In January I started college for the first time in my life. I had a background with business management and I have worked in the medical field but not hands on.
Scared to death, I went and took the entrance exam at the local college and to my amazement I passed and was accepted to start pre requisites for the nursing program. I was totally on track and had all the classes planned out quarter by quarter in order to finish up by January 2011. That is when the next program was to open up to start the actual nursing classes for the LPN program. I kept hearing that you had to keep a high GPA because that is how the application process was. There is a waiting list at all schools around me and the competition is fierce. The first to sign up and the students who had the highest GPA were to be picked for 30 open positions.
I worked my ass of studying, I knew I had a goal and I really stuck to it. I amazed myself how well I did. I kept a 3.85 GPA throughout. (stupid computer class, the only B I have made) This was a great thing since I haven't been in school in 25 years and let's just say my highschool grades aren't anything I would brag about. So I have these classes behind me with all A's. English, Math, Psychology, Anatomy and Physiology, Medical Terminology, Intro to Healthcare, Nursing Assistant and Drug Calculations.
This brings us to last quarter and I thought I was on the home stretch. I had spaced all classes out so that I wasn't overloaded and I would still be finished by the time my application was to be sent in. WElllllllll, my wonderful school decided that it was time to change from quaters to semesters. They went back and forth several times changing everything around and leaving a lot of the students not knowing what was going to happen.

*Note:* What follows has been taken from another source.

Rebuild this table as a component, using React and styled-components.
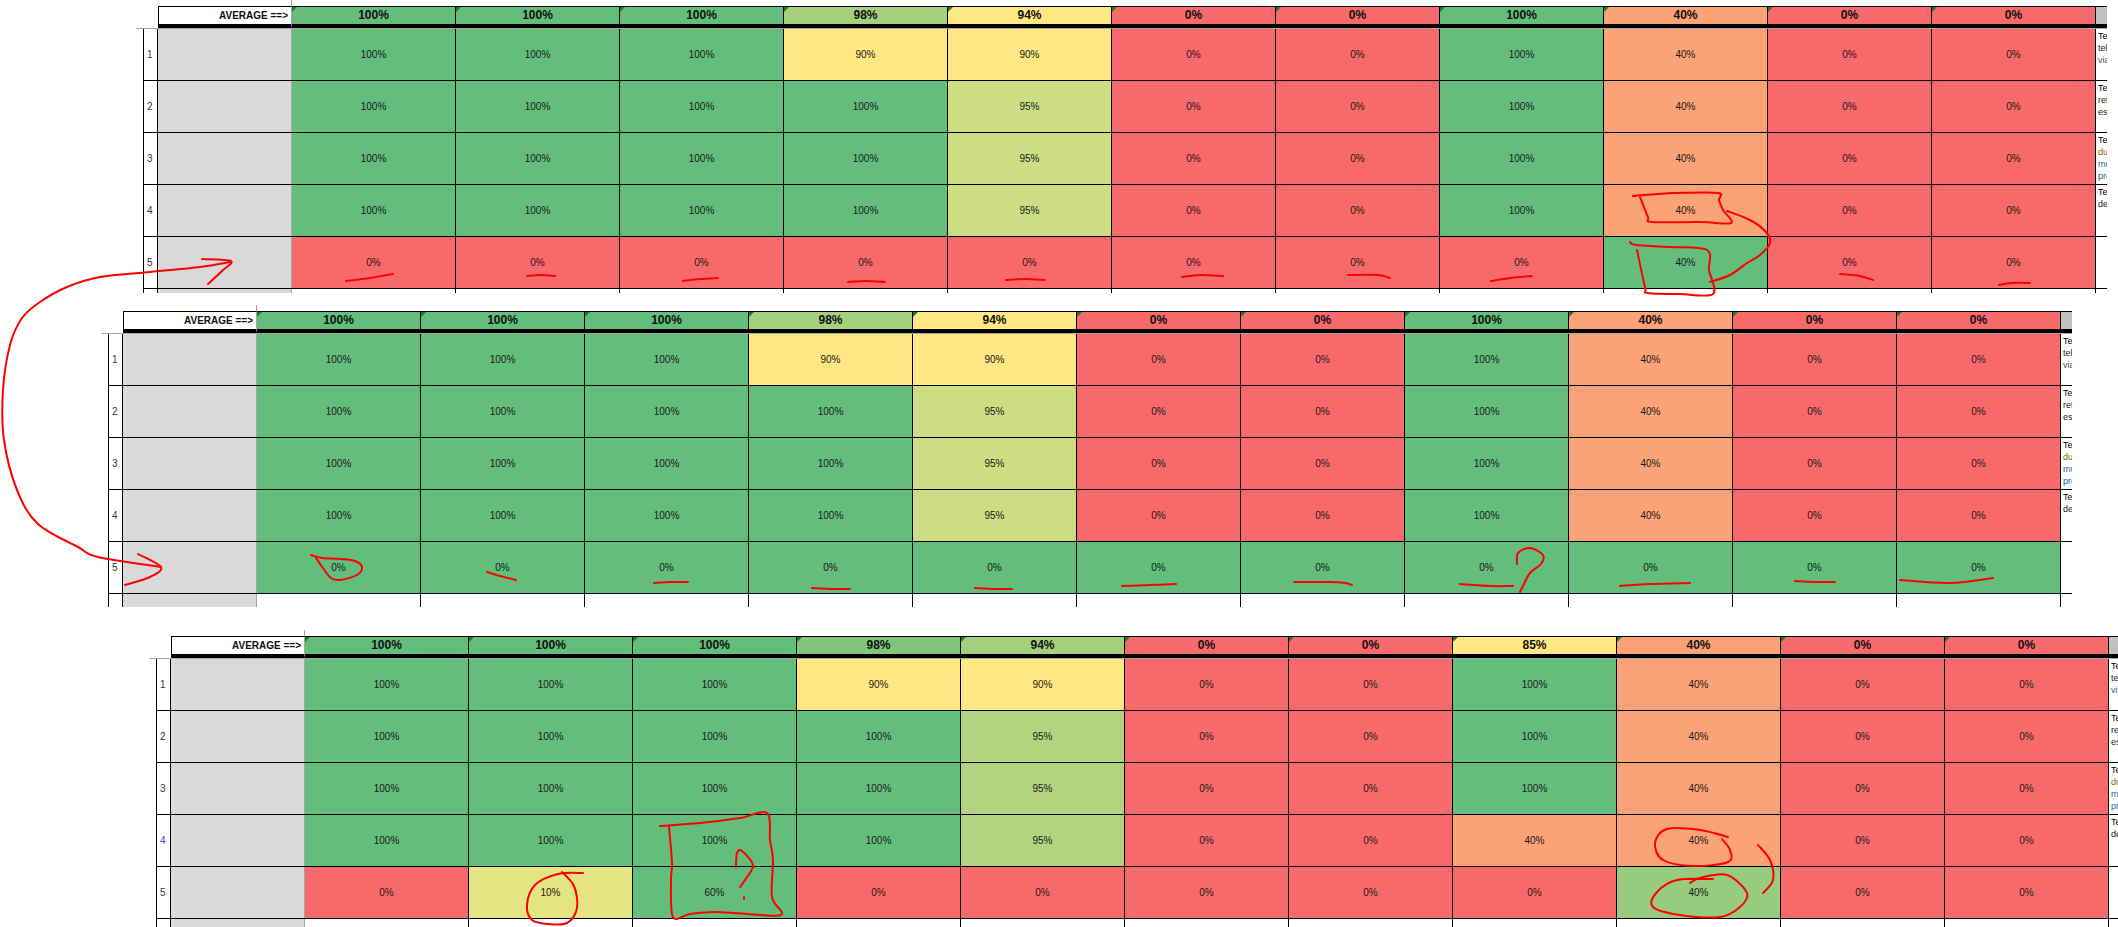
import styled, { createGlobalStyle } from 'styled-components'

const GlobalStyle = createGlobalStyle`
  html, body {
    margin: 0;
    padding: 0;
    background: #fff;
  }
  body {
    font-family: "Liberation Sans", Arial, sans-serif;
    overflow: hidden;
  }
`

const C = {
  g: '#63BE7B',
  r: '#F8696B',
  y: '#FFE884',
  o: '#FBA276',
  lg: '#A5D07E',
  yg: '#CDDD82',
  mg: '#7FC57C',
  hg: '#A3CF7E',
  g95: '#B0D480',
  y10: '#E5E483',
  g40: '#97CB7D',
}

const g100 = ['100%', C.g]
const r0 = ['0%', C.r]
const o40 = ['40%', C.o]

const headA = [g100, g100, g100, ['98%', C.lg], ['94%', C.y], r0, r0, g100, o40, r0, r0]
const rowA = [g100, g100, g100, ['90%', C.y], ['90%', C.y], r0, r0, g100, o40, r0, r0]
const rowB = [g100, g100, g100, g100, ['95%', C.yg], r0, r0, g100, o40, r0, r0]
const rowC = [g100, g100, g100, g100, ['95%', C.g95], r0, r0, g100, o40, r0, r0]

const comments = [
  [['Teste de', '#000'], ['tela inicial', '#222'], ['via menu', '#44546A']],
  [['Teste de', '#000'], ['retorno', '#222'], ['esperado', '#222']],
  [['Teste de', '#000'], ['durante', '#7F6000'], ['múltiplos', '#2E5C9A'], ['processos', '#2E5C9A']],
  [['Teste de', '#000'], ['desempenho', '#222']],
  [],
]

const sheets = [
  {
    left: 136,
    top: 0,
    strip: 4,
    head: headA,
    rows: [rowA, rowB, rowB, rowB, [r0, r0, r0, r0, r0, r0, r0, r0, ['40%', C.g], r0, r0]],
  },
  {
    left: 101,
    top: 12,
    strip: 13,
    head: headA,
    rows: [rowA, rowB, rowB, rowB, Array(11).fill(['0%', C.g])],
  },
  {
    left: 149,
    top: 23,
    strip: 10,
    active: 3,
    head: [g100, g100, g100, ['98%', C.mg], ['94%', C.hg], r0, r0, ['85%', C.y], o40, r0, r0],
    rows: [
      rowA,
      rowC,
      rowC,
      [g100, g100, g100, g100, ['95%', C.g95], r0, r0, ['40%', C.o], o40, r0, r0],
      [r0, ['10%', C.y10], ['60%', C.g], r0, r0, r0, r0, r0, ['40%', C.g40], r0, r0],
    ],
  },
]

// red pen marks drawn over the screenshot
const strokes = [
  // long arrow from sheet 1 to sheet 2
  [[230, 262], [200, 267], [150, 272], [100, 277], [67, 287], [40, 302], [22, 318], [10, 345], [3, 390], [4, 440], [17, 490], [38, 524], [78, 547], [98, 557], [161, 567]],
  [[202, 259], [231, 261], [222, 271], [208, 284]],
  [[138, 554], [161, 567], [150, 577], [125, 585]],
  // sheet 1 underlines
  [[346, 281], [370, 278], [393, 274]],
  [[527, 276], [541, 275], [555, 276]],
  [[683, 281], [700, 279], [718, 278]],
  [[848, 282], [866, 281], [885, 282]],
  [[1006, 280], [1025, 279], [1045, 280]],
  [[1182, 277], [1200, 275], [1223, 276]],
  [[1348, 275], [1378, 275], [1390, 278]],
  [[1491, 281], [1510, 278], [1532, 276]],
  [[1840, 274], [1860, 276], [1873, 280]],
  [[1999, 285], [2012, 283], [2030, 283]],
  // sheet 1 boxes on column 9
  [[1633, 196], [1675, 193], [1718, 193], [1719, 200], [1723, 210], [1731, 223], [1700, 222], [1652, 222], [1648, 217], [1640, 197]],
  [[1630, 242], [1636, 245], [1670, 247], [1707, 250], [1709, 270], [1713, 294], [1680, 294], [1648, 293], [1645, 287], [1637, 250]],
  [[1727, 211], [1750, 220], [1766, 232], [1770, 243], [1760, 255], [1747, 263], [1730, 275], [1710, 282]],
  // sheet 2 marks
  [[311, 555], [322, 558], [340, 559], [355, 561], [362, 567], [357, 575], [340, 580], [331, 578], [323, 568], [316, 558]],
  [[487, 572], [500, 576], [516, 580]],
  [[654, 583], [670, 582], [688, 582]],
  [[812, 588], [832, 589], [850, 589]],
  [[975, 588], [994, 589], [1012, 589]],
  [[1122, 586], [1150, 585], [1176, 584]],
  [[1294, 582], [1330, 582], [1345, 583], [1352, 585]],
  [[1460, 584], [1490, 586], [1513, 586]],
  [[1517, 564], [1518, 553], [1530, 548], [1543, 555], [1541, 564], [1530, 573], [1523, 586], [1520, 592]],
  [[1620, 586], [1650, 584], [1690, 583]],
  [[1795, 581], [1815, 582], [1835, 582]],
  [[1900, 580], [1950, 583], [1993, 578]],
  // sheet 3 marks
  [[583, 873], [558, 874], [535, 885], [527, 905], [532, 920], [548, 924], [567, 923], [577, 908], [574, 886], [562, 872]],
  [[660, 826], [700, 823], [740, 818], [767, 813], [770, 840], [773, 860], [772, 897], [782, 914], [760, 915], [717, 912], [690, 914], [673, 917], [671, 880], [672, 863], [669, 827]],
  [[736, 867], [737, 853], [742, 851], [753, 865], [747, 877], [740, 887]],
  [[744, 897], [744, 899]],
  [[1728, 837], [1700, 830], [1667, 829], [1655, 843], [1663, 860], [1693, 866], [1728, 862], [1730, 850], [1722, 839]],
  [[1690, 883], [1700, 878], [1727, 875], [1747, 893], [1740, 907], [1720, 917], [1680, 915], [1653, 907], [1657, 892], [1677, 880], [1713, 879]],
  [[1758, 845], [1770, 860], [1773, 880], [1763, 893]],
]

function smooth(pts) {
  let d = `M${pts[0][0]},${pts[0][1]}`
  for (let i = 0; i < pts.length - 1; i++) {
    const p0 = pts[i - 1] || pts[i]
    const p1 = pts[i]
    const p2 = pts[i + 1]
    const p3 = pts[i + 2] || p2
    const c1x = p1[0] + (p2[0] - p0[0]) / 6
    const c1y = p1[1] + (p2[1] - p0[1]) / 6
    const c2x = p2[0] - (p3[0] - p1[0]) / 6
    const c2y = p2[1] - (p3[1] - p1[1]) / 6
    d += ` C${c1x},${c1y} ${c2x},${c2y} ${p2[0]},${p2[1]}`
  }
  return d
}

export default function App() {
  return (
    <Page>
      <GlobalStyle />
      {sheets.map((s, si) => (
        <Sheet key={si} $left={s.left} $top={s.top}>
          <Gutter />
          <HeadRow>
            <AverageCell>AVERAGE ==&gt;</AverageCell>
            {s.head.map(([v, c], i) => (
              <HeadCell key={i} $bg={c}>
                {v}
              </HeadCell>
            ))}
            <HeadTail />
          </HeadRow>
          {s.rows.map((row, ri) => (
            <Row key={ri}>
              <RowNum $active={s.active === ri}>{ri + 1}</RowNum>
              <Label />
              {row.map(([v, c], i) => (
                <Cell key={i} $bg={c}>
                  {v}
                </Cell>
              ))}
              <Comment>
                {comments[ri].map(([t, col], li) => (
                  <Line key={li} $color={col}>
                    {t}
                  </Line>
                ))}
              </Comment>
            </Row>
          ))}
          <Row $height={s.strip} $open>
            <RowNum />
            <Label />
            {s.head.map((_, i) => (
              <Cell key={i} $bg="#fff" />
            ))}
            <Comment />
          </Row>
        </Sheet>
      ))}
      <Ink viewBox="0 0 2118 927" width="2118" height="927">
        {strokes.map((p, i) => (
          <path key={i} d={smooth(p)} />
        ))}
      </Ink>
    </Page>
  )
}

const Page = styled.div`
  position: relative;
  width: 2118px;
  height: 927px;
  overflow: hidden;
  display: flex;
  flex-direction: column;
  background: #fff;
`

const Sheet = styled.section`
  flex-shrink: 0;
  width: 1971px;
  margin-left: ${props => props.$left}px;
  margin-top: ${props => props.$top}px;
  overflow: hidden;
`

const Gutter = styled.div`
  width: 156px;
  height: 6px;
  box-sizing: border-box;
  border-right: 1px solid #a6a6a6;
`

const HeadRow = styled.div`
  display: flex;
  padding-left: 22px;
  border-bottom: 1px solid #a6a6a6;
`

const AverageCell = styled.div`
  flex: 0 0 134px;
  height: 22px;
  box-sizing: border-box;
  border-top: 1px solid #000;
  border-left: 1px solid #000;
  border-right: 1px solid #a6a6a6;
  border-bottom: 4px solid #000;
  padding-right: 3px;
  text-align: right;
  font-size: 10px;
  font-weight: bold;
  line-height: 17px;
  color: #111;
`

const HeadCell = styled.div`
  position: relative;
  flex: 0 0 164px;
  height: 22px;
  box-sizing: border-box;
  background: ${props => props.$bg};
  border-top: 1px solid #000;
  border-right: 1px solid #000;
  border-bottom: 4px solid #000;
  text-align: center;
  font-size: 12px;
  font-weight: bold;
  line-height: 17px;
  color: #111;

  &::before {
    content: '';
    position: absolute;
    top: 0;
    left: 0;
    border-top: 5px solid #1d7a1d;
    border-right: 5px solid transparent;
  }
`

const HeadTail = styled.div`
  flex: 1;
  height: 22px;
  box-sizing: border-box;
  background: #c0c0c0;
  border-top: 1px solid #000;
  border-bottom: 4px solid #000;
`

const Row = styled.div`
  display: flex;
  height: ${props => props.$height || 52}px;
  margin-left: 7px;
  box-sizing: border-box;
  border-bottom: ${props => (props.$open ? 'none' : '1px solid #000')};
`

const RowNum = styled.div`
  flex: 0 0 15px;
  box-sizing: border-box;
  border-left: 1px solid #000;
  border-right: 1px solid #000;
  padding-left: 3px;
  display: flex;
  align-items: center;
  font-size: 10px;
  color: ${props => (props.$active ? '#2f5597' : '#333')};
`

const Label = styled.div`
  flex: 0 0 134px;
  box-sizing: border-box;
  background: #d9d9d9;
  border-right: 1px solid #a6a6a6;
`

const Cell = styled.div`
  flex: 0 0 164px;
  box-sizing: border-box;
  background: ${props => props.$bg};
  border-right: 1px solid #000;
  display: flex;
  align-items: center;
  justify-content: center;
  font-size: 10px;
  color: #1a1a1a;
`

const Comment = styled.div`
  flex: 1;
  min-width: 0;
  overflow: hidden;
  padding: 1px 0 0 2px;
  font-size: 9px;
  line-height: 12px;
  white-space: nowrap;
`

const Line = styled.div`
  color: ${props => props.$color};
`

const Ink = styled.svg`
  position: absolute;
  top: 0;
  left: 0;
  pointer-events: none;
  fill: none;
  stroke: #f00;
  stroke-width: 2;
  stroke-linecap: round;
  stroke-linejoin: round;
`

The final decision was to have a program be available for this fall (2010). That left me with one class short. (Diet and Nurtrition). I was finally told that I could exempt out of the class but after trying to cram a quarter worth of work into three days before I was to try to take the exempt test I decided it wasn't worth the stress and something was telling me that this wasn't the direction I was supposed to go. Maybe becoming LPN just wasn't in the cards for me. I finally let it be and decided to look at other schools and other ways to get into Healthcare. I didn't want to settle on just anything. I wanted to work with patients and help people when they needed it most.

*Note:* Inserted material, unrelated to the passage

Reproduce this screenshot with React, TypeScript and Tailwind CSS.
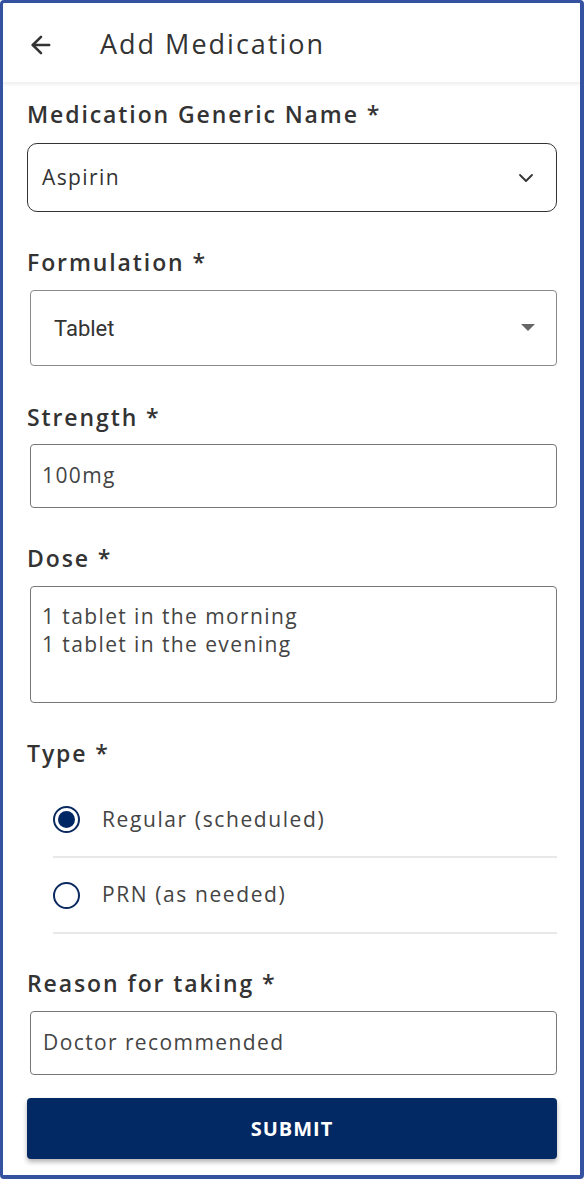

As I was looking at a school an hour away, I was led into the direction of Emergency Medicine. It was a chance thing to run into this person who I spoke with and it all starting clicking. I checked out the program closer to home but was told there was a waiting list so I applied to the school in Macon and was accepted into the EMT/Paramedic program. Lucky again because they were only taking 30 students. Another chance meeeting led me to someone else where the program is at the closer school and I begged my way into that class. So now I am 15 minutes from school and I don't have to worry about my car breaking down on I-75 on my way to macon. If is dies now at least I can take Travis to work and still go to school.
So as of next week I will be starting my EMT/Paramedic program and see where that leads me. I get to do all my clinicals in the ER of several different hospitals and on the ambulances. I can't wait. I always say things happen for a reason but I am just nervous starting something new. After I become a paramedic I can decide whether I want to bridge to RN. Right now I am just taking it one day at a time again.
That is how my life has been lately and where I am headed. I want to thank all my little cheerleadeers who have kept me sane during the last 9 months. Times I doubted, times I was so stressed I was ready to quit. So without you I wouldn't have made it. Thank you for all the encouragement.
Just remember you are never to old to follow your dreams.